Beranek Sound of Danger (Vinyl Reissue Review)

Beranek is the artist name of Norwegian musician and comedian, Espen Beranek Holm. His debut single “Dra te’hælvete” released in 1981 was banned by national TV/radio channel NRK due to explicit lyrics.

Beranek is well known in Norway for his longtime contributions to the still running weekly radio satire show Hallo i uken (where he provides most of the music as well as frequent parodies of Norwegian celebrities), and for being a regular fixture on TV show Løvebakken (a version of comedy panel game show If I Ruled the World). In the early 1980’s he also hosted a pop-show on NRK radio, called “Happy Hour”.

Buoyed with six months of success with the single, Beranek followed it up with the album “Sound of Danger” (1981) on Mind Expanding Records, and later, X-Ray (1983), “Trigger” (1984), “Daylight In the Dark” (1986), “The Red File” (1988) and “Tacoma Bridge” (1994). He provided synth, guitar, bass, drums and vocal on all albums, and produced all albums himself. “Sensitive Dependence” (2013) was his first release in nearly twenty years.

Beranek has worked with such peers as JJ Burnel & Dave Greenfield from The Stranglers and noted pedal steel guitarist B.J. Cole and has been a member of the bands Dei Nye Kappelanane, Langsomt Mot Nord, Spastisk Ekstase and Ung Pike Forsvunnet. He is currently the vocalist and playing guitar in the Oslo-based power trio Oslo Plektrum.

The tipsy rewrite I did of my initial review of this began with the loving verbosity of “As of the 23rd of February, this is the best thing I’ve heard this year. If it sounds like some delicious forgotten classic crafted by…it’s because it is a reissue of a partially forgotten classic.

Well, it’s not really forgotten at all, but it is a timely reissue of a slice of stone cold classic minimal synth punk pop by Dark Entries. A label that takes its name from one of my favourite Bauhaus songs and is focused on the release of out of print and unreleased music from the 80s underground.

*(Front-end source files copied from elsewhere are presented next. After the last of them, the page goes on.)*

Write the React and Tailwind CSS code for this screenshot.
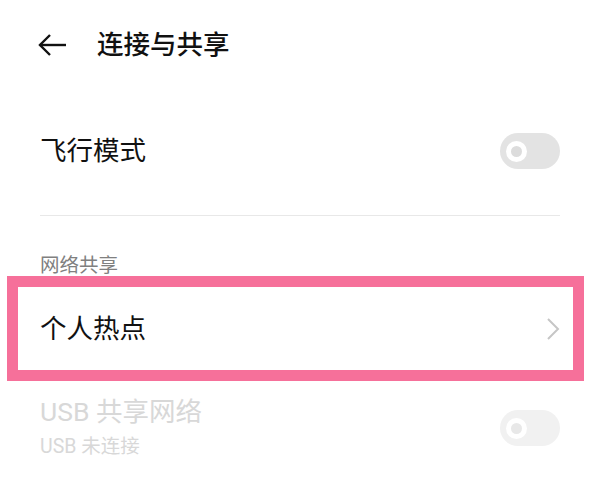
import React from 'react';

const font = { fontFamily: '"Roboto", "Noto Sans CJK SC", sans-serif' };

// Small off-state switch used in the list
const Toggle = ({ disabled }) => (
    <div className={`w-[60px] h-[36px] rounded-full flex items-center pl-[6px] ${disabled ? 'bg-[#f1f1f1]' : 'bg-[#e3e3e3]'}`}>
        <div className="w-[21px] h-[21px] rounded-full bg-white flex items-center justify-center">
            <div className={`w-[11px] h-[11px] rounded-full ${disabled ? 'bg-[#e8e8e8]' : 'bg-[#dcdcdc]'}`} />
        </div>
    </div>
);

const App = () => {
    return (
        <div className="w-[594px] h-[478px] bg-white overflow-hidden" style={font}>
            {/* header */}
            <div className="h-[90px] flex items-center pl-[38px]">
                <svg width="28" height="24" viewBox="0 0 28 24" fill="none" stroke="#111" strokeWidth="2.4" strokeLinecap="square">
                    <path d="M3 12 H27" />
                    <path d="M12 2 L2 12 L12 22" strokeLinecap="butt" strokeLinejoin="miter" />
                </svg>
                <h1 className="ml-[31px] text-[26.5px] leading-[32px] font-medium text-[#111]">连接与共享</h1>
            </div>

            {/* airplane mode */}
            <div className="pl-[40px] pr-[34px]">
                <div className="h-[122px] flex items-center justify-between">
                    <span className="text-[26.5px] leading-[32px] text-[#111]">飞行模式</span>
                    <Toggle />
                </div>
                <div className="mt-[3px] h-px bg-[#e8e8e8]" />
                <div className="pt-[40px] text-[19.5px] leading-[20px] text-[#808080]">网络共享</div>
            </div>

            {/* highlighted hotspot row */}
            <div className="ml-[7px] mr-[10px] h-[105px] border-[11px] border-[#f6709a] flex items-center justify-between pl-[22px] pr-[13px]">
                <span className="text-[26.5px] leading-[32px] text-[#111]">个人热点</span>
                <svg width="14" height="24" viewBox="0 0 14 24" fill="none" stroke="#c6c6c6" strokeWidth="2">
                    <path d="M2 2 L12 12 L2 22" />
                </svg>
            </div>

            {/* usb tethering, disabled */}
            <div className="pl-[40px] pr-[34px] pt-[15px] flex items-center justify-between">
                <div>
                    <div className="text-[26.5px] leading-[32px] text-[#d8d8d8]">USB 共享网络</div>
                    <div className="mt-[6px] text-[19.5px] leading-[26px] text-[#d8d8d8]">USB 未连接</div>
                </div>
                <Toggle disabled />
            </div>
        </div>
    );
};

export default App;
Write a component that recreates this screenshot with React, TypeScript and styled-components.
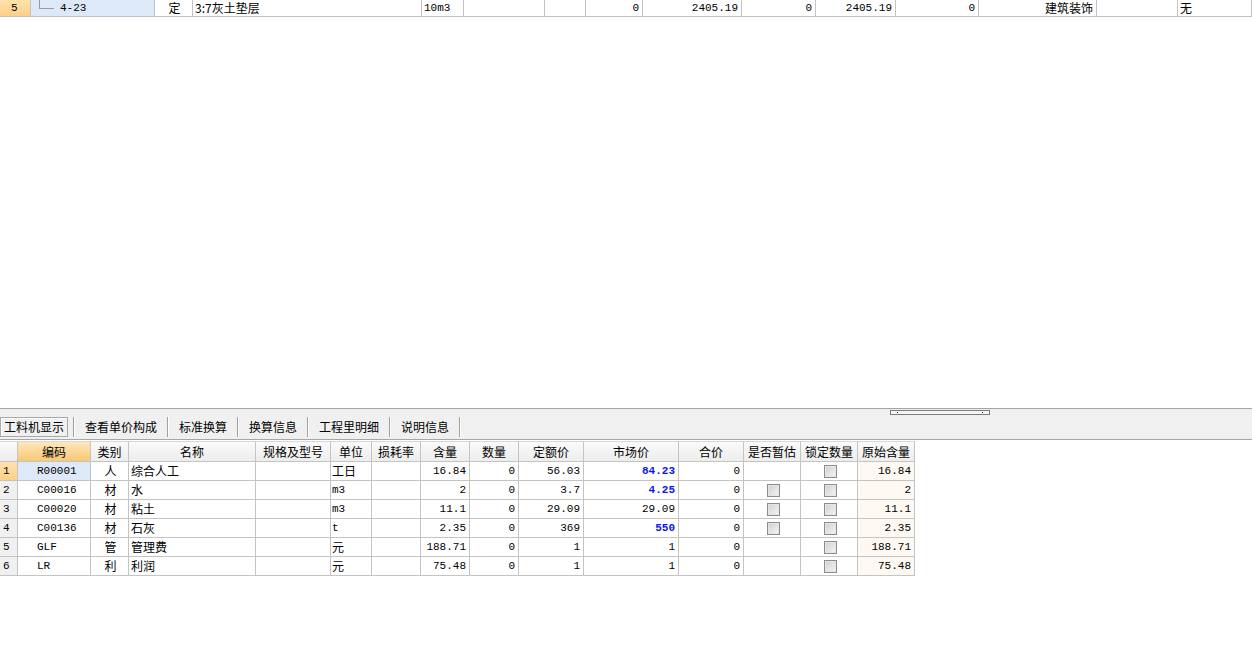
import { Fragment } from "react";
import { createGlobalStyle, styled } from "styled-components";

const GlobalStyle = createGlobalStyle`
    html, body {
        margin: 0;
        padding: 0;
        background: #ffffff;
    }
    body {
        font-family: "Noto Sans CJK SC", sans-serif;
        font-size: 12px;
        color: #000;
    }
`;

const Page = styled.div`
    display: flex;
    flex-direction: column;
    width: 1252px;
    height: 668px;
    overflow: hidden;
`;

const TopArea = styled.div`
    flex: 0 0 408px;
`;

const GridRow = styled.div<{ $cols: string; $h: number }>`
    display: grid;
    grid-template-columns: ${(p) => p.$cols};
    height: ${(p) => p.$h}px;
`;

type Align = "left" | "center" | "right";

const Cell = styled.div<{ $align?: Align; $bg?: string; $cjk?: boolean; $pad?: number; $blue?: boolean }>`
    box-sizing: border-box;
    display: flex;
    align-items: center;
    justify-content: ${(p) => (p.$align === "right" ? "flex-end" : p.$align === "center" ? "center" : "flex-start")};
    padding: ${(p) => (p.$align === "right" ? `0 ${p.$pad ?? 3}px 0 0` : `0 0 0 ${p.$pad ?? 2}px`)};
    border-right: 1px solid #c4c4c4;
    border-bottom: 1px solid #c4c4c4;
    background: ${(p) => p.$bg ?? "#ffffff"};
    font-family: ${(p) => (p.$cjk ? `"Noto Sans CJK SC", sans-serif` : `"Liberation Mono", "Noto Sans CJK SC", monospace`)};
    font-size: ${(p) => (p.$cjk ? 12 : 11)}px;
    font-weight: ${(p) => (p.$blue ? 700 : 400)};
    color: ${(p) => (p.$blue ? "#0a14f0" : "#000")};
    white-space: nowrap;
    overflow: hidden;
    line-height: 14px;
`;

const TreeLine = styled.span`
    display: inline-block;
    width: 14px;
    height: 8px;
    margin: -8px 6px 0 8px;
    border-left: 1px solid #9a9a9a;
    border-bottom: 1px solid #9a9a9a;
`;

/* ---------- bottom panel ---------- */

const Panel = styled.div`
    flex: 1;
    display: flex;
    flex-direction: column;
    border-top: 1px solid #a6a6a6;
`;

const Strip = styled.div`
    height: 30px;
    background: #f0f0f0;
    border-bottom: 1px solid #a6a6a6;
    display: flex;
    flex-direction: column;
`;

const GripRow = styled.div`
    height: 8px;
    padding-left: 890px;
    display: flex;
`;

const Grip = styled.div`
    position: relative;
    width: 98px;
    height: 3px;
    margin-top: 1px;
    border: 1px solid #7c7c7c;
    background: #f6f6f6;
    &::before, &::after {
        content: "";
        position: absolute;
        top: 1px;
        width: 1px;
        height: 1px;
        background: #101060;
    }
    &::before { left: 6px; }
    &::after { right: 6px; }
`;

const Tabs = styled.div`
    display: flex;
    height: 20px;
    align-items: stretch;
`;

const Tab = styled.div<{ $active?: boolean }>`
    display: flex;
    align-items: center;
    font-size: 12px;
    line-height: 14px;
    white-space: nowrap;
    padding: ${(p) => (p.$active ? "0 3px" : "0 10px")};
    margin-right: ${(p) => (p.$active ? "5px" : "0")};
    border: ${(p) => (p.$active ? "1px solid #a8a8a8" : "none")};
    box-shadow: ${(p) => (p.$active ? "inset 1px 1px 0 #ffffff" : "none")};
    box-sizing: border-box;
`;

const TabSep = styled.div`
    width: 1px;
    border-right: 1px solid #ffffff;
    background: #a0a0a0;
`;

const TableWrap = styled.div`
    padding-top: 1px;
    width: 915px;
`;

const HeadCell = styled.div<{ $hot?: boolean }>`
    box-sizing: border-box;
    display: flex;
    align-items: center;
    justify-content: center;
    border-right: 1px solid #c4c4c4;
    border-bottom: 1px solid #c4c4c4;
    border-top: 1px solid #d8d8d8;
    background: ${(p) => (p.$hot ? "linear-gradient(#fee8bb, #f9c874)" : "linear-gradient(#fafafa, #ededed)")};
    font-size: 12px;
    line-height: 14px;
    white-space: nowrap;
`;

const Check = styled.span`
    display: inline-block;
    box-sizing: border-box;
    width: 13px;
    height: 13px;
    border: 1px solid #8c8c8c;
    background: linear-gradient(135deg, #cfcfcf, #f6f6f6);
    box-shadow: inset 0 0 0 1px #e6e6e6;
`;

const topCols = [31, 124, 38, 229, 42, 81, 41, 57, 99, 74, 80, 83, 118, 81, 74].map((w) => `${w}px`).join(" ");
const botCols = [18, 73, 38, 127, 75, 41, 49, 49, 49, 65, 95, 65, 57, 57, 57].map((w) => `${w}px`).join(" ");

const headers = ["", "编码", "类别", "名称", "规格及型号", "单位", "损耗率", "含量", "数量", "定额价", "市场价", "合价", "是否暂估", "锁定数量", "原始含量"];

interface IRow {
    code: string;
    cat: string;
    name: string;
    unit: string;
    unitCjk: boolean;
    qty: string;
    quota: string;
    market: string;
    blue: boolean;
    est: boolean;
    orig: string;
}

const rows: IRow[] = [
    { code: "R00001", cat: "人", name: "综合人工", unit: "工日", unitCjk: true, qty: "16.84", quota: "56.03", market: "84.23", blue: true, est: false, orig: "16.84" },
    { code: "C00016", cat: "材", name: "水", unit: "m3", unitCjk: false, qty: "2", quota: "3.7", market: "4.25", blue: true, est: true, orig: "2" },
    { code: "C00020", cat: "材", name: "粘土", unit: "m3", unitCjk: false, qty: "11.1", quota: "29.09", market: "29.09", blue: false, est: true, orig: "11.1" },
    { code: "C00136", cat: "材", name: "石灰", unit: "t", unitCjk: false, qty: "2.35", quota: "369", market: "550", blue: true, est: true, orig: "2.35" },
    { code: "GLF", cat: "管", name: "管理费", unit: "元", unitCjk: true, qty: "188.71", quota: "1", market: "1", blue: false, est: false, orig: "188.71" },
    { code: "LR", cat: "利", name: "利润", unit: "元", unitCjk: true, qty: "75.48", quota: "1", market: "1", blue: false, est: false, orig: "75.48" },
];

const tabs = ["工料机显示", "查看单价构成", "标准换算", "换算信息", "工程里明细", "说明信息"];

const ORANGE = "linear-gradient(#fee3ad, #fbd088)";
const SELECT = "#dde9f8";
const GRAYNUM = "#f0f0f0";
const BEIGE = "#fdf8f1";

const App = () => {
    return (
        <Page>
            <GlobalStyle />
            <TopArea>
                <GridRow $cols={topCols} $h={17}>
                    <Cell $align="left" $pad={11} $bg={ORANGE}>5</Cell>
                    <Cell $bg={SELECT} $pad={0}><TreeLine />4-23</Cell>
                    <Cell $align="center" $cjk>定</Cell>
                    <Cell $cjk>3:7灰土垫层</Cell>
                    <Cell>10m3</Cell>
                    <Cell />
                    <Cell />
                    <Cell $align="right">0</Cell>
                    <Cell $align="right">2405.19</Cell>
                    <Cell $align="right">0</Cell>
                    <Cell $align="right">2405.19</Cell>
                    <Cell $align="right">0</Cell>
                    <Cell $align="right" $cjk>建筑装饰</Cell>
                    <Cell />
                    <Cell $cjk>无</Cell>
                </GridRow>
            </TopArea>
            <Panel>
                <Strip>
                    <GripRow><Grip /></GripRow>
                    <Tabs>
                        {tabs.map((t, i) => (
                            <Fragment key={t}>
                                <Tab $active={i === 0}>{t}</Tab>
                                <TabSep />
                            </Fragment>
                        ))}
                    </Tabs>
                </Strip>
                <TableWrap>
                    <GridRow $cols={botCols} $h={21}>
                        {headers.map((h, i) => (
                            <HeadCell key={i} $hot={i === 1}>{h}</HeadCell>
                        ))}
                    </GridRow>
                    {rows.map((r, i) => (
                        <GridRow key={r.code} $cols={botCols} $h={19}>
                            <Cell $pad={3} $bg={i === 0 ? ORANGE : GRAYNUM}>{i + 1}</Cell>
                            <Cell $pad={19} $bg={i === 0 ? SELECT : undefined}>{r.code}</Cell>
                            <Cell $align="center" $cjk>{r.cat}</Cell>
                            <Cell $cjk>{r.name}</Cell>
                            <Cell />
                            <Cell $cjk={r.unitCjk} $pad={1}>{r.unit}</Cell>
                            <Cell />
                            <Cell $align="right">{r.qty}</Cell>
                            <Cell $align="right">0</Cell>
                            <Cell $align="right">{r.quota}</Cell>
                            <Cell $align="right" $blue={r.blue}>{r.market}</Cell>
                            <Cell $align="right">0</Cell>
                            <Cell $align="center">{r.est && <Check />}</Cell>
                            <Cell $align="center"><Check /></Cell>
                            <Cell $align="right" $bg={BEIGE}>{r.orig}</Cell>
                        </GridRow>
                    ))}
                </TableWrap>
            </Panel>
        </Page>
    );
};

export default App;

Somewhere in the drunken slurry that was shuffling between punk, goth and anarchist bars and cafes about Europe, I heard and danced to this a bit. I have smokey memories of jive-waltzing to “Crystal Dream” in Amsterdam in the small hours on the back of wine and Dutch Javanese tobacco. “Crystal Dream” is my pick of the album, it’s a hard call, but I love this track and I’m glad to have found it again.

While press might make mention of Bowie like vocals and they are particularly evident on “How we could simply die”, there is a heavy and undeniable thread to Peter Murphy here. Like a Norwegian synth pop Bauhaus, the eponymous opening track on “Sound of Danger” is a rich musical goth-punk music-scape that is pretty consistent earworm.

With science-fiction synth ballads like “Search”, it is an eclectic album even now. In 1981, this would have slotted nicely in with the minimal synth futurism going on. There’s a lot here, even touches of other contemporaries like Vex.

The punk-goth-disco of “So Many Things” is another standout on an album that pretty much consists of gems. Or the bubbling dark Kraftwerk/Ween electro of “Doorway”.

It’s a shame this did not reach the success it deserved in 1981. From the quality of the lyrics, catchiness and deep sonic variety, you can only think that the A&R people responsible for this wheezing suffered from some sort of hubris or cocaine acquired brain injury.

“Prisoner in a Silent Way” might be the weakest track, but even then, I still find myself singing along to its weird experimental electropunk Jazz noise. This release has been lovingly remastered by George Horn who really should be recognised as the artisan he is because it is lush and unlaboured.

The rolling near nine minute goth-space-synth ode to insomnia “Can’t Go To Sleep” closes the album in a wonderful “what the actual shitting fuck is this brilliance?” way. Like good music, it leaves you remembering films that don’t exist, eating salami off the back of a carving knife and washing it down with port at 3AM somewhere in Amsterdam wondering what other vinyl he’s going to pull out and trying to remember the name of that Greek synth group he played.

This is a classic, remastered and reissued lovingly. If you like minimal synth pop, synth punk or Goth synth punk or trying to classify stuff. You’ll like this.

Housed in the original jacket featuring red, black and white lines that evoke a Richter Scale drawing measuring and earthquake designed by Monica Moltzau (who incidentally also sings backing vocals on “So Many Things”). Each copy includes a 2-sided 8x11” insert with lyrics, and an autographed press photo of Beranek. “Sound of Danger” will be dropping on the 27/02/2017 on vinyl, so get your pre-orders in fast. It is available direct from Dark Entries or at places like Midheaven or Clone.